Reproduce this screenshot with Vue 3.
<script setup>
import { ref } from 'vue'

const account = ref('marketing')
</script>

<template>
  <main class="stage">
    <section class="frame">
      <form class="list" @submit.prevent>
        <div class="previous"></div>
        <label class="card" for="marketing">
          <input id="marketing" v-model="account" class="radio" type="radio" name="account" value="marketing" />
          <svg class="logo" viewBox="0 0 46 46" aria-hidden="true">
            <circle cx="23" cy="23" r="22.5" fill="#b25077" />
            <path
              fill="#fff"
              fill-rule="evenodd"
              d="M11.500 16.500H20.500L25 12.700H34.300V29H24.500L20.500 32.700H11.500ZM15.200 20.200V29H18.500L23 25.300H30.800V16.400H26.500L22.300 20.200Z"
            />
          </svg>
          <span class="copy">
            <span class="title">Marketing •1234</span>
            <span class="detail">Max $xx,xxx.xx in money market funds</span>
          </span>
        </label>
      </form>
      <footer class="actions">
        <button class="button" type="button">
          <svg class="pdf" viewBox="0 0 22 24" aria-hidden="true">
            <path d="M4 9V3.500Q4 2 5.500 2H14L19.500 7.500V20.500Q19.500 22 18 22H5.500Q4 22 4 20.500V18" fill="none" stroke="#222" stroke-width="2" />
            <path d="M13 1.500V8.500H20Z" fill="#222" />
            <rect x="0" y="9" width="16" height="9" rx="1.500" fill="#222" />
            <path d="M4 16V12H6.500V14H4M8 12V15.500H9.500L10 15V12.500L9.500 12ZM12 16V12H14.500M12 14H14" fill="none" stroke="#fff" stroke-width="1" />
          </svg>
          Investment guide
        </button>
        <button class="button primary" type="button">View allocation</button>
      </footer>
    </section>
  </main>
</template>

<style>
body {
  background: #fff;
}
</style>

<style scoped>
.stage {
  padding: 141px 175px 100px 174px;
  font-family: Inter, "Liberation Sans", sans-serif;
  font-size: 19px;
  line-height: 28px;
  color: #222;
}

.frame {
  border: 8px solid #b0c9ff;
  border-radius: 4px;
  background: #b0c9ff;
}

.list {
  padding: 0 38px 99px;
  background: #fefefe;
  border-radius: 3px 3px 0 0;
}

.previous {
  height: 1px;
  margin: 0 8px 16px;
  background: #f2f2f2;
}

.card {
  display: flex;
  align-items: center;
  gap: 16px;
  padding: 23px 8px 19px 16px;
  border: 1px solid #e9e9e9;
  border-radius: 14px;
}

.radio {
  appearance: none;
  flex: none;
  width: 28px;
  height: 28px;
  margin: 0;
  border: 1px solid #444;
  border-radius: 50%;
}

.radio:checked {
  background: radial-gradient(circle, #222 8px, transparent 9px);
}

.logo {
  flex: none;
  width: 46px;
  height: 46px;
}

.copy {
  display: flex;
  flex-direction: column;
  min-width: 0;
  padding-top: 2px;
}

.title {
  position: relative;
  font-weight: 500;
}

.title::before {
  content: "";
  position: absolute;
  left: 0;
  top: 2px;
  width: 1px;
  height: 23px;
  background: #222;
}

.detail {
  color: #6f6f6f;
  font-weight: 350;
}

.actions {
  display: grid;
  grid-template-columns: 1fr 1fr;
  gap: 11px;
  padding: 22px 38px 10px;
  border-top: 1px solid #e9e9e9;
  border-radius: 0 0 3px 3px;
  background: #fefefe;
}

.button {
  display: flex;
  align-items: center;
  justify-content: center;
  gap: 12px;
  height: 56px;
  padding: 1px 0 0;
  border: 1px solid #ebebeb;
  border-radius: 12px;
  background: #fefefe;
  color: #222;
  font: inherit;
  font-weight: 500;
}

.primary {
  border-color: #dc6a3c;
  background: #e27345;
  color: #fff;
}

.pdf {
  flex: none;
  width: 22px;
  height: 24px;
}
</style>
—————
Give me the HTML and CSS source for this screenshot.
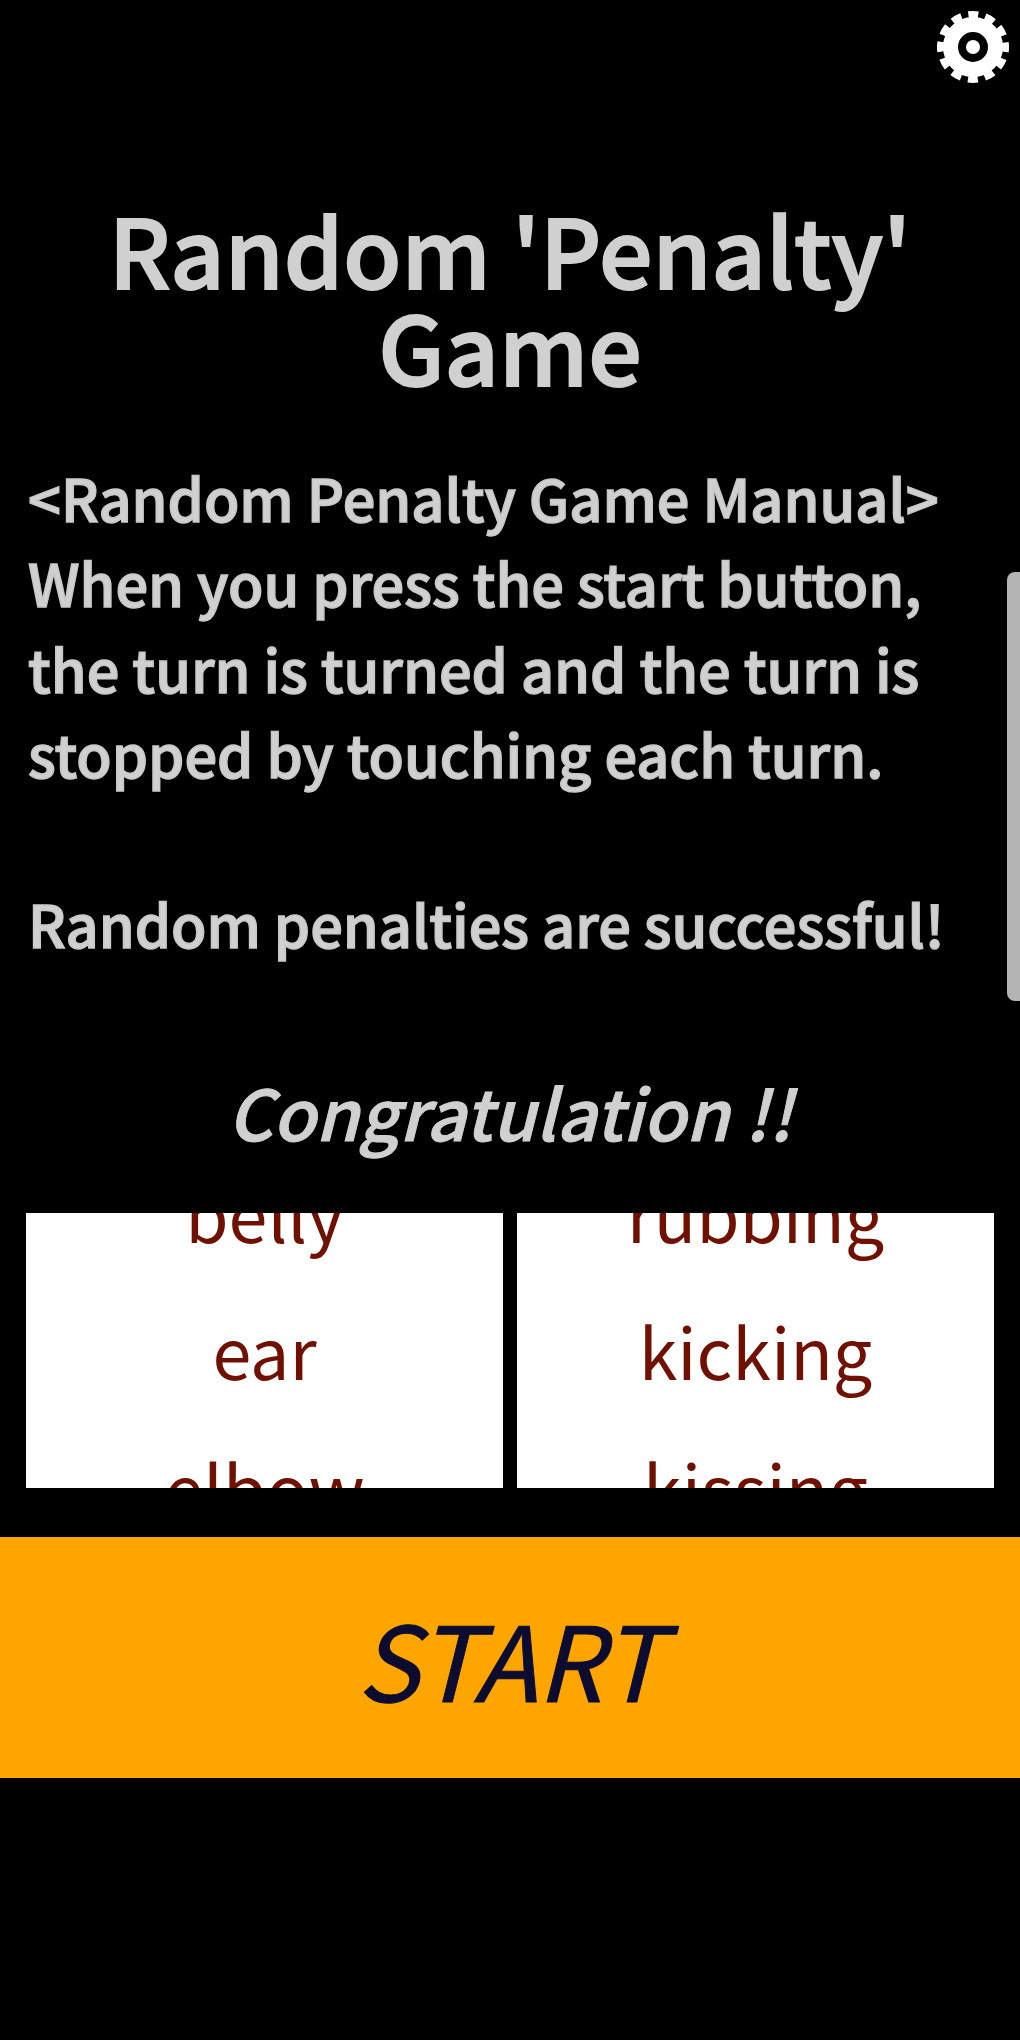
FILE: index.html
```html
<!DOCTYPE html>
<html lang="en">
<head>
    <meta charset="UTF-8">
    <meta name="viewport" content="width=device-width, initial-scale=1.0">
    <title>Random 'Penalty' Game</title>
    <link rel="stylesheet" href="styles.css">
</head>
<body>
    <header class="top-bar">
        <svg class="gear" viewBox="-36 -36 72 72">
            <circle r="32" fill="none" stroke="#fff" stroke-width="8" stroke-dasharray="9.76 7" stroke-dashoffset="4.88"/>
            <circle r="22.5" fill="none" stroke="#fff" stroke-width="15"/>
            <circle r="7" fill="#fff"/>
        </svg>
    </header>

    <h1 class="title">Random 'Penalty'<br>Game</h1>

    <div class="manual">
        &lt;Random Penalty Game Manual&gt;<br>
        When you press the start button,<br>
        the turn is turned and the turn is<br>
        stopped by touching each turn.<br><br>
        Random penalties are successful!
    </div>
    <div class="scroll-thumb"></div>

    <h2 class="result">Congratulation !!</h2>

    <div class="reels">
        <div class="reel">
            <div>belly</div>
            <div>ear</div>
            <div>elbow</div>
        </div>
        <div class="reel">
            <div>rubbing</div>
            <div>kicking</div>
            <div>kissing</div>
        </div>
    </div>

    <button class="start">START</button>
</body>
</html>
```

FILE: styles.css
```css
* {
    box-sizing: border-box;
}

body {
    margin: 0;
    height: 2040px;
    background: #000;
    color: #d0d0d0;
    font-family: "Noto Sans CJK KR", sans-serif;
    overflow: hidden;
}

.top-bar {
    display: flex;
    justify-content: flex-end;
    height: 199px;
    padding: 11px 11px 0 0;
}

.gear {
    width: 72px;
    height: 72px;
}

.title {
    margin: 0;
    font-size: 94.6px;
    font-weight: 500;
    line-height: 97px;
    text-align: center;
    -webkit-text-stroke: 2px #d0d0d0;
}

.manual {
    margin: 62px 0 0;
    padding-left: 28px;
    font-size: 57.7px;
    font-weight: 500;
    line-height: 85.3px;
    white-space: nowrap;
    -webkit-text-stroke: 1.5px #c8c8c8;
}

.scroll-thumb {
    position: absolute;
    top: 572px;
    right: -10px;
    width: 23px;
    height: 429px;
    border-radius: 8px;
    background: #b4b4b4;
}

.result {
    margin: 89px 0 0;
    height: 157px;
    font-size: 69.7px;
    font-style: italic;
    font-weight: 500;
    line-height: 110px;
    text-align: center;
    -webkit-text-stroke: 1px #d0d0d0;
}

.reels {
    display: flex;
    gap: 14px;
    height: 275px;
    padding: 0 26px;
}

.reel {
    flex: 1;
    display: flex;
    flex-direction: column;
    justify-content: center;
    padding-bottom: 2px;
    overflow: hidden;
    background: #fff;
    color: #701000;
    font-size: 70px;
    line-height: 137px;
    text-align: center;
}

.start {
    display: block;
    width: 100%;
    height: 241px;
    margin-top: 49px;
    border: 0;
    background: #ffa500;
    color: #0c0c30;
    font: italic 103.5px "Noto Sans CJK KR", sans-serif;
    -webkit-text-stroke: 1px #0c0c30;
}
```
—————
(SHORT EXERCISE): Gather each line from the listing above that holds "screenshot".

(TASK RESULT):
Reproduce this screenshot with Vue 3.
Give me the HTML and CSS source for this screenshot.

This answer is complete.